## Written request
Repeat the material below exactly, with no pictures.

## Collected material
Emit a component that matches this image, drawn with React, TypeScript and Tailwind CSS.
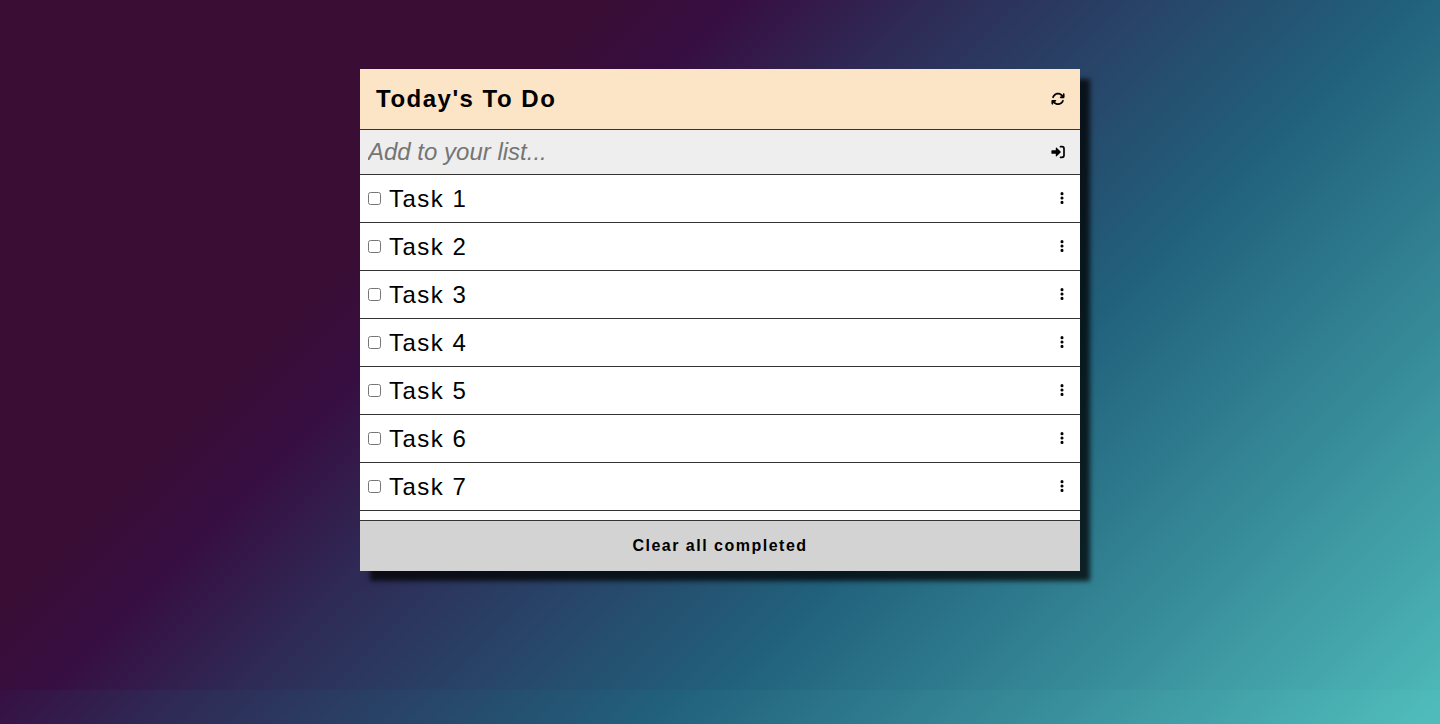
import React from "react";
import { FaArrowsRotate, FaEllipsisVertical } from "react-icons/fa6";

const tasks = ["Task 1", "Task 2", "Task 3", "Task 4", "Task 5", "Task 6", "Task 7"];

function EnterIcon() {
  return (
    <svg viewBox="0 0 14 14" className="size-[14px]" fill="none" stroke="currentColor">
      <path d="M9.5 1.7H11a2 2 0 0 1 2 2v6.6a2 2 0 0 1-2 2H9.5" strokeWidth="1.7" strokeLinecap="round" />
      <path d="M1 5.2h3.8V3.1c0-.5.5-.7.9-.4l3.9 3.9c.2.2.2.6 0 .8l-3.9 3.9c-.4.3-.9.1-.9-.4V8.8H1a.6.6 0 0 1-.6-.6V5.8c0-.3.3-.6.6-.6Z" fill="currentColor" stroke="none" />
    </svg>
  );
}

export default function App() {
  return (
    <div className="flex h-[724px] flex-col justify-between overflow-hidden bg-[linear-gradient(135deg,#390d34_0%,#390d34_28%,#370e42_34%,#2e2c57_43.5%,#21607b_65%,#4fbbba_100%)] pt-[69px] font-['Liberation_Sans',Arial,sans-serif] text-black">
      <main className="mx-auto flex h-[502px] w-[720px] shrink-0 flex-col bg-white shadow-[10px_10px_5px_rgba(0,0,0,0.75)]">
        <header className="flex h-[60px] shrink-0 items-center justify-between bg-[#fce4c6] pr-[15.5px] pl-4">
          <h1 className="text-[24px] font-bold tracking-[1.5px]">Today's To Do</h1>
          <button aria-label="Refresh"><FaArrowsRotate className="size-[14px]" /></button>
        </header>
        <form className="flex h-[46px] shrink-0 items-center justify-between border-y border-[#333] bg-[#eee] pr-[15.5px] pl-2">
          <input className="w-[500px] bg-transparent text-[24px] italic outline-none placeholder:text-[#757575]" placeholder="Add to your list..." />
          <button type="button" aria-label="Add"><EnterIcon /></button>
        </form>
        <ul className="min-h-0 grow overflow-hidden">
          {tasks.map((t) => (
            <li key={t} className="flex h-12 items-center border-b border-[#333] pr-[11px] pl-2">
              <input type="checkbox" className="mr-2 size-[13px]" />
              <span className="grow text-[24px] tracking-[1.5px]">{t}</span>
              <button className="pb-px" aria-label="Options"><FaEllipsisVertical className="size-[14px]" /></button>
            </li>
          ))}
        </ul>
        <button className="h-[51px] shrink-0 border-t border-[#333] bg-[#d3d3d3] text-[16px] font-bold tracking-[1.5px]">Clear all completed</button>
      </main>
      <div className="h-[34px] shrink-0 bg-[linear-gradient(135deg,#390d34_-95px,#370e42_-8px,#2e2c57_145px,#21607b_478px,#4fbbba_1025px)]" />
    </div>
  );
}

## Expected answer
Emit a component that matches this image, drawn with React, TypeScript and Tailwind CSS.
import React from "react";
import { FaArrowsRotate, FaEllipsisVertical } from "react-icons/fa6";

const tasks = ["Task 1", "Task 2", "Task 3", "Task 4", "Task 5", "Task 6", "Task 7"];

function EnterIcon() {
  return (
    <svg viewBox="0 0 14 14" className="size-[14px]" fill="none" stroke="currentColor">
      <path d="M9.5 1.7H11a2 2 0 0 1 2 2v6.6a2 2 0 0 1-2 2H9.5" strokeWidth="1.7" strokeLinecap="round" />
      <path d="M1 5.2h3.8V3.1c0-.5.5-.7.9-.4l3.9 3.9c.2.2.2.6 0 .8l-3.9 3.9c-.4.3-.9.1-.9-.4V8.8H1a.6.6 0 0 1-.6-.6V5.8c0-.3.3-.6.6-.6Z" fill="currentColor" stroke="none" />
    </svg>
  );
}

export default function App() {
  return (
    <div className="flex h-[724px] flex-col justify-between overflow-hidden bg-[linear-gradient(135deg,#390d34_0%,#390d34_28%,#370e42_34%,#2e2c57_43.5%,#21607b_65%,#4fbbba_100%)] pt-[69px] font-['Liberation_Sans',Arial,sans-serif] text-black">
      <main className="mx-auto flex h-[502px] w-[720px] shrink-0 flex-col bg-white shadow-[10px_10px_5px_rgba(0,0,0,0.75)]">
        <header className="flex h-[60px] shrink-0 items-center justify-between bg-[#fce4c6] pr-[15.5px] pl-4">
          <h1 className="text-[24px] font-bold tracking-[1.5px]">Today's To Do</h1>
          <button aria-label="Refresh"><FaArrowsRotate className="size-[14px]" /></button>
        </header>
        <form className="flex h-[46px] shrink-0 items-center justify-between border-y border-[#333] bg-[#eee] pr-[15.5px] pl-2">
          <input className="w-[500px] bg-transparent text-[24px] italic outline-none placeholder:text-[#757575]" placeholder="Add to your list..." />
          <button type="button" aria-label="Add"><EnterIcon /></button>
        </form>
        <ul className="min-h-0 grow overflow-hidden">
          {tasks.map((t) => (
            <li key={t} className="flex h-12 items-center border-b border-[#333] pr-[11px] pl-2">
              <input type="checkbox" className="mr-2 size-[13px]" />
              <span className="grow text-[24px] tracking-[1.5px]">{t}</span>
              <button className="pb-px" aria-label="Options"><FaEllipsisVertical className="size-[14px]" /></button>
            </li>
          ))}
        </ul>
        <button className="h-[51px] shrink-0 border-t border-[#333] bg-[#d3d3d3] text-[16px] font-bold tracking-[1.5px]">Clear all completed</button>
      </main>
      <div className="h-[34px] shrink-0 bg-[linear-gradient(135deg,#390d34_-95px,#370e42_-8px,#2e2c57_145px,#21607b_478px,#4fbbba_1025px)]" />
    </div>
  );
}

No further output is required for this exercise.